▶ EXERCISE INSTRUCTIONS: Return each line containing the string "table".

▶ DATA SECTION:
----
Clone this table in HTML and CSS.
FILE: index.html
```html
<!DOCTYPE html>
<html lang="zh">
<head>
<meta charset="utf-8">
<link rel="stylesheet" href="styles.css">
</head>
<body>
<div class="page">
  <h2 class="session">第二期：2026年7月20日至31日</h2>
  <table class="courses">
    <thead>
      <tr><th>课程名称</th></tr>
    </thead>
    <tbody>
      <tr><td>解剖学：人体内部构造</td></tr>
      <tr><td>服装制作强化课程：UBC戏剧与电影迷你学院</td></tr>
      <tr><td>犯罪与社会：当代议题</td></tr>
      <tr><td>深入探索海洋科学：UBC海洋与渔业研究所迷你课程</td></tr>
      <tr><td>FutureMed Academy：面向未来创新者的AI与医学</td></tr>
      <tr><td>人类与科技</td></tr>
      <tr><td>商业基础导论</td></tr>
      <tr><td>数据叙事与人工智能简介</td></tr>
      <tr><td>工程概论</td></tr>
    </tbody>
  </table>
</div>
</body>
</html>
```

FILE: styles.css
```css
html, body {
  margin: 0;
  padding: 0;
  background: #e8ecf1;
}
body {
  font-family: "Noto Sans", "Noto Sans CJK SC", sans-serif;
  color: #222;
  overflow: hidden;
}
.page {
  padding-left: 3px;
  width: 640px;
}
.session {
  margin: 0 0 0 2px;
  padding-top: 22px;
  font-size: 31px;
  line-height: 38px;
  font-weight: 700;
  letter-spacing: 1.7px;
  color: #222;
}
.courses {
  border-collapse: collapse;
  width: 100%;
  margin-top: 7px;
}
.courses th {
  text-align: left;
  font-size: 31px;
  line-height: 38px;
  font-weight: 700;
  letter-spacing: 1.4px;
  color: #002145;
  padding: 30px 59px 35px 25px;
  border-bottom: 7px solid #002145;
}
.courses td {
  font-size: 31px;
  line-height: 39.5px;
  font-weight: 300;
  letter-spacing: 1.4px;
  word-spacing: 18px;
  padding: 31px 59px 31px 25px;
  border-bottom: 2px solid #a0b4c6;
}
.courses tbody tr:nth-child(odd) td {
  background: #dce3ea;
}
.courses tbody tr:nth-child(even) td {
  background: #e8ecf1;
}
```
----
▶ SOLUTION TO THIS TASK:
Clone this table in HTML and CSS.
  <table class="courses">
  </table>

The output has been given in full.